China had introduced a slew of policies to cool the hot real estate market in 2010, including the suspension of mortgages for third-home purchases in Beijing and Shanghai. Yet, latest figures from the National Bureau of Statistics show that property prices in 70 major Chinese cities still rose 7.7 percent on average year-on-year in November.
In the latest remarks on curbing property speculation, Premier Wen acknowledged that these policies have not achieved satisfactory results.
"I made a promise to the Chinese people last year that I would try to keep housing prices at a reasonable level during my tenure, and I won't shrink from the goal," Wen said on Dec 27.

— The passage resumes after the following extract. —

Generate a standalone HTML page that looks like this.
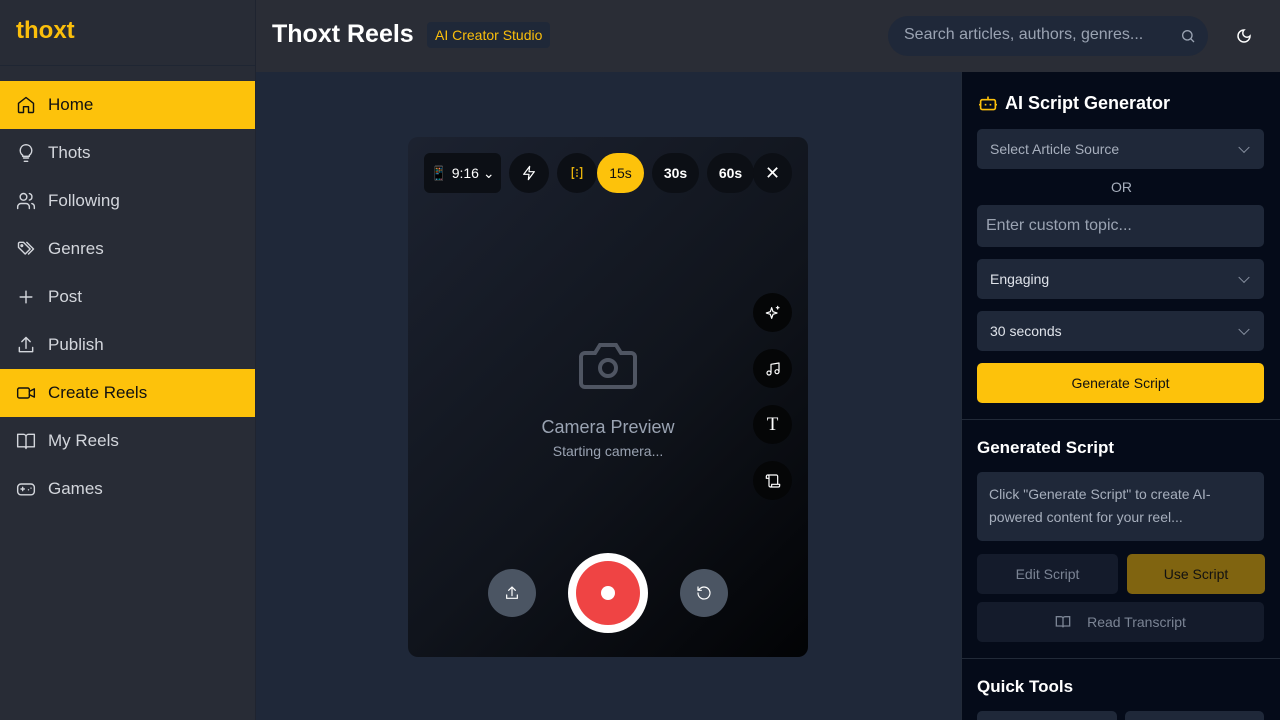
<!DOCTYPE html>
<html><head><meta charset="utf-8"><style>
*{box-sizing:border-box;margin:0;padding:0}
html,body{width:1280px;height:720px;overflow:hidden}
body{background:#1f2839;font-family:"Liberation Sans",sans-serif;position:relative}
.sb{position:absolute;left:0;top:0;width:256px;height:720px;background:#282c36;border-right:1px solid #1f2430}
.logo{height:66px;border-bottom:1px solid #1f2633;padding:17px 16px;color:#fbbf0b;font-weight:bold;font-size:24px}
.nav{margin-top:15px}
.it{height:48px;display:flex;align-items:center;padding-left:16px;color:#d3d6dc;font-size:17px}
.it svg{width:20px;height:20px;margin-right:12px;fill:none;stroke:currentColor;stroke-width:1.7;stroke-linecap:round;stroke-linejoin:round}
.it.a{background:#fdc20b;color:#111;width:255px}
.hd{position:absolute;left:256px;top:0;right:0;height:72px;background:#2a2d36}
.ttl{position:absolute;left:16px;top:20px;color:#fff;font-weight:bold;font-size:25px}
.badge{position:absolute;left:171px;top:22px;background:#1f2838;color:#fbbf0b;font-size:14px;padding:5px 8px;border-radius:4px}
.srch{position:absolute;left:632px;top:16px;width:320px;height:40px;border-radius:20px;background:#1f2839;color:#9aa3b2;font-size:16px;padding:10px 16px}
.rp{position:absolute;left:961px;top:72px;width:319px;height:648px;background:#050b19;border-left:1px solid #222a38}
.box{position:absolute;left:15px;width:287px;background:#1f2839;border-radius:5px;font-size:14px;color:#dfe3ea;padding-left:13px;display:flex;align-items:center}
.chev{position:absolute;right:16px;top:50%;width:8px;height:8px;border-right:1.5px solid #8a93a3;border-bottom:1.5px solid #8a93a3;transform:translateY(-70%) rotate(45deg)}
.h3{position:absolute;left:15px;color:#fff;font-size:17px;font-weight:bold}
.cam{position:absolute;left:408px;top:137px;width:400px;height:520px;border-radius:10px;background:linear-gradient(135deg,#1c2230 0%,#10141c 55%,#020305 100%)}
.pill{position:absolute;top:16px;height:40px;border-radius:20px;background:#0c0f15;color:#fff;font-size:14px;font-weight:bold;display:flex;align-items:center;justify-content:center}
.rb{position:absolute;left:345px;width:39px;height:39px;border-radius:50%;background:#050607;display:flex;align-items:center;justify-content:center}
svg.i{fill:none;stroke:#fff;stroke-width:1.8;stroke-linecap:round;stroke-linejoin:round}
</style></head><body>
<div class="sb">
<div class="logo">thoxt</div>
<div class="nav">
<div class="it a"><svg viewBox="0 0 24 24"><path d="M3 10l9-7 9 7v10a1 1 0 0 1-1 1h-5v-7h-6v7H4a1 1 0 0 1-1-1z"/></svg>Home</div>
<div class="it"><svg viewBox="0 0 24 24"><path d="M9 18h6M10 22h4M12 2a7 7 0 0 0-4 12.7V16h8v-1.3A7 7 0 0 0 12 2z"/></svg>Thots</div>
<div class="it"><svg viewBox="0 0 24 24"><circle cx="9" cy="7" r="4"/><path d="M2 21v-2a4 4 0 0 1 4-4h6a4 4 0 0 1 4 4v2M16 3.1a4 4 0 0 1 0 7.8M22 21v-2a4 4 0 0 0-3-3.9"/></svg>Following</div>
<div class="it"><svg viewBox="0 0 24 24"><path d="M3 5v5l8 8 6-6-8-8H4zM13 4l8 8-6 6"/><circle cx="7" cy="8" r="1"/></svg>Genres</div>
<div class="it"><svg viewBox="0 0 24 24"><path d="M12 5v14M5 12h14"/></svg>Post</div>
<div class="it"><svg viewBox="0 0 24 24"><path d="M4 15v5h16v-5M12 3v13M7 8l5-5 5 5"/></svg>Publish</div>
<div class="it a"><svg viewBox="0 0 24 24"><rect x="2" y="6" width="14" height="12" rx="2"/><path d="M16 10l6-3v10l-6-3"/></svg>Create Reels</div>
<div class="it"><svg viewBox="0 0 24 24"><path d="M2 4h7a3 3 0 0 1 3 3v14a2 2 0 0 0-2-2H2zM22 4h-7a3 3 0 0 0-3 3v14a2 2 0 0 1 2-2h8z"/></svg>My Reels</div>
<div class="it"><svg viewBox="0 0 24 24"><rect x="2" y="6" width="20" height="13" rx="4"/><path d="M6 12h4M8 10v4M15 13h.01M18 11h.01"/></svg>Games</div>
</div></div>
<div class="hd">
<div class="ttl">Thoxt Reels</div>
<div class="badge">AI Creator Studio</div>
<div class="srch">Search articles, authors, genres...<svg style="position:absolute;right:12px;top:12px" width="16" height="16" viewBox="0 0 24 24" fill="none" stroke="#9aa3b2" stroke-width="2"><circle cx="11" cy="11" r="7"/><path d="M21 21l-5-5"/></svg></div>
<svg style="position:absolute;left:980px;top:28px" width="16" height="16" viewBox="0 0 24 24" fill="none" stroke="#fff" stroke-width="2.2"><path d="M12 3a6 6 0 0 0 9 9 9 9 0 1 1-9-9z"/></svg>
</div>
<div class="cam">
<div class="pill" style="left:16px;width:77px;border-radius:6px;font-weight:normal;top:16px">📱 9:16 ⌄</div>
<div class="pill" style="left:101px;width:40px"><svg class="i" width="16" height="16" viewBox="0 0 24 24"><path d="M13 2L4 14h8l-1 8 9-12h-8z"/></svg></div>
<div class="pill" style="left:149px;width:40px"><svg width="16" height="16" viewBox="0 0 24 24" fill="none" stroke="#e8b30b" stroke-width="2"><path d="M8 4H5v16h3M16 4h3v16h-3M12 6v3M12 11v2M12 15v3"/></svg></div>
<div class="pill" style="left:189px;width:47px;background:#fdc20b;color:#111;font-weight:normal">15s</div>
<div class="pill" style="left:244px;width:47px">30s</div>
<div class="pill" style="left:299px;width:47px">60s</div>
<div class="pill" style="left:345px;width:39px;font-weight:normal;font-size:18px">✕</div>
<div class="rb" style="top:156px"><svg class="i" width="16" height="16" viewBox="0 0 24 24"><path d="M10 4l2 6 6 2-6 2-2 6-2-6-6-2 6-2zM19 2v4M17 4h4"/></svg></div>
<div class="rb" style="top:212px"><svg class="i" width="16" height="16" viewBox="0 0 24 24"><path d="M9 18V5l12-2v13"/><circle cx="6" cy="18" r="3"/><circle cx="18" cy="16" r="3"/></svg></div>
<div class="rb" style="top:268px;color:#fff;font-family:'Liberation Serif',serif;font-size:19px">T</div>
<div class="rb" style="top:324px"><svg class="i" width="16" height="16" viewBox="0 0 24 24"><path d="M8 21h12a2 2 0 0 0 2-2v-2H10v2a2 2 0 1 1-4 0V5a2 2 0 1 0-4 0v3h4M19 17V5a2 2 0 0 0-2-2H4"/></svg></div>
<svg style="position:absolute;left:170px;top:202px" width="60" height="52" viewBox="0 0 60 52" fill="none" stroke="#4f5562" stroke-width="4"><path d="M3 18a4 4 0 0 1 4-4h10l5-8h16l5 8h10a4 4 0 0 1 4 4v26a4 4 0 0 1-4 4H7a4 4 0 0 1-4-4z"/><circle cx="30" cy="29" r="8"/></svg>
<div style="position:absolute;left:0;width:400px;top:280px;text-align:center;color:#9aa3b2;font-size:18px">Camera Preview</div>
<div style="position:absolute;left:0;width:400px;top:306px;text-align:center;color:#9aa3b2;font-size:14px">Starting camera...</div>
<div style="position:absolute;left:80px;top:432px;width:48px;height:48px;border-radius:50%;background:#4b5563;display:flex;align-items:center;justify-content:center"><svg class="i" width="16" height="16" viewBox="0 0 24 24"><path d="M4 15v5h16v-5M12 3v13M7 8l5-5 5 5"/></svg></div>
<div style="position:absolute;left:160px;top:416px;width:80px;height:80px;border-radius:50%;background:#fff;display:flex;align-items:center;justify-content:center"><div style="width:64px;height:64px;border-radius:50%;background:#ef4444;display:flex;align-items:center;justify-content:center"><div style="width:14px;height:14px;border-radius:50%;background:#fff"></div></div></div>
<div style="position:absolute;left:272px;top:432px;width:48px;height:48px;border-radius:50%;background:#4b5563;display:flex;align-items:center;justify-content:center"><svg class="i" width="16" height="16" viewBox="0 0 24 24"><path d="M3 12a9 9 0 1 0 3-6.7L3 8M3 3v5h5"/></svg></div>
</div>
<div class="rp">
<svg style="position:absolute;left:16px;top:22px" width="20" height="18" viewBox="0 0 24 22" fill="none" stroke="#fbbf0b" stroke-width="2"><rect x="3" y="7" width="18" height="12" rx="2"/><path d="M12 7V3M1 13h2M21 13h2M9 12v2M15 12v2"/></svg>
<div class="h3" style="left:43px;top:21px;font-size:18px">AI Script Generator</div>
<div class="box" style="top:57px;height:40px;color:#a7afbd">Select Article Source<span class="chev"></span></div>
<div style="position:absolute;left:0;width:319px;top:107px;text-align:center;color:#a7afbd;font-size:14px">OR</div>
<div class="box" style="top:133px;height:42px;font-size:16px;color:#9aa3b2;padding-left:9px">Enter custom topic...</div>
<div class="box" style="top:187px;height:40px">Engaging<span class="chev"></span></div>
<div class="box" style="top:239px;height:40px">30 seconds<span class="chev"></span></div>
<div class="box" style="top:291px;height:40px;background:#fdc20b;color:#111;justify-content:center;padding:0">Generate Script</div>
<div style="position:absolute;left:0;right:0;top:347px;border-top:1px solid #222a38"></div>
<div class="h3" style="top:366px">Generated Script</div>
<div class="box" style="top:400px;height:69px;color:#a7afbd;align-items:flex-start;padding:11px 12px;line-height:23px">Click "Generate Script" to create AI-powered content for your reel...</div>
<div class="box" style="top:482px;width:141px;height:40px;background:#141b2b;color:#7b8494;justify-content:center;padding:0">Edit Script</div>
<div class="box" style="top:482px;left:165px;width:138px;height:40px;background:#806410;color:#111;justify-content:center;padding:0">Use Script</div>
<div class="box" style="top:530px;height:40px;background:#141b2b;color:#7b8494;justify-content:center;padding:0"><svg width="16" height="14" viewBox="0 0 24 20" fill="none" stroke="#7b8494" stroke-width="2" style="margin-right:16px"><path d="M2 2h7a3 3 0 0 1 3 3v13a2 2 0 0 0-2-2H2zM22 2h-7a3 3 0 0 0-3 3v13a2 2 0 0 1 2-2h8z"/></svg>Read Transcript</div>
<div style="position:absolute;left:0;right:0;top:586px;border-top:1px solid #222a38"></div>
<div class="h3" style="top:605px">Quick Tools</div>
<div class="box" style="top:639px;width:140px;height:20px;background:#1f2839"></div>
<div class="box" style="top:639px;left:163px;width:139px;height:20px;background:#1f2839"></div>
</div>
</body></html>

Following an interest rate increase in October, another hike was adopted after a batch of quantitative measures including reserve ratios (the government had raised the bank reserve requirement ratio for the sixth time in 2010) to rein in liquidity and credit proved to be insufficient to bring food and property prices under control.
Analysts believe that more monetary tightening may occur, mainly in the first half of 2011.
"More adjustment in China's deposit rate, lending rate and reserve requirement ratio are very necessary in 2011, especially in the first half," said central bank adviser Li Daokui.
"The central bank may increase the interest rate by 75 basis points in the next six months," said Pan Xiangdong, economist with Beijing-based Everbright Securities Co Ltd.
Officials may keep raising interest rates and banks' reserve requirements, sell bills to soak up cash, and allow more gains by the yuan against the dollar, said Wang Qian, Hong Kong-based economist from JPMorgan, in a research note.
However, as the risk of deflation in developed economies and inflationary pressure in emerging economies are expected to intensify in 2011, there is concern that more capital will flow from developed countries to developing countries.
"The scale of hot money flowing into China will definitely increase next year, due to the interest rate gap and the expectation of yuan appreciation," said Zhang Ming, a senior researcher from Chinese Academy of Social Sciences.